Prix de l’énergie, menace sur l’environnement, souveraineté, nombreuses sont les raisons qui poussent à chercher des alternatives pour la production d’énergie. Et ceci dans tous les secteurs de l’économie, dont bien sûr la fabrication de la bière. Venez découvrir avec nous la brasserie Hélie, qui fait la part belle au soleil.
« En France, nous n’avons pas de pétrole, mais nous avons des idées », le slogan date de 1976. Il avait pour contexte les chocs pétroliers, mais il s’applique à merveille à Romain Zamboni. Ingénieur de formation, il est convaincu de la nécessité d’un changement dans notre mode de production et de consommation de l’énergie.
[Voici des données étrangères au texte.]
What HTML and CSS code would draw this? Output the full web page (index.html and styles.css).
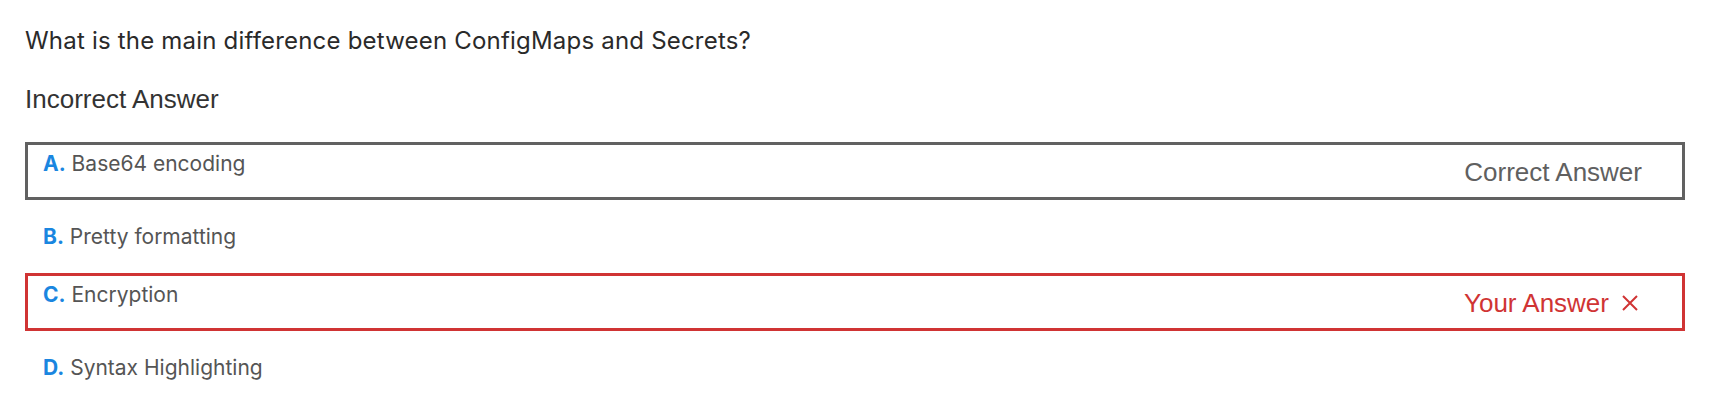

Mais il n’en reste pas au simple constat, et met en pratique ses convictions. Il est impliqué depuis de nombreuses années dans le low-tech, cette approche de la technologie visant la simplicité et l’efficience. Depuis 2021, il construit Hélie, une microbrasserie placée sous le signe de l’inventivité énergétique. Cet été, il a lancé ses premiers produits et a inauguré son commerce les 16 et 17 septembre derniers.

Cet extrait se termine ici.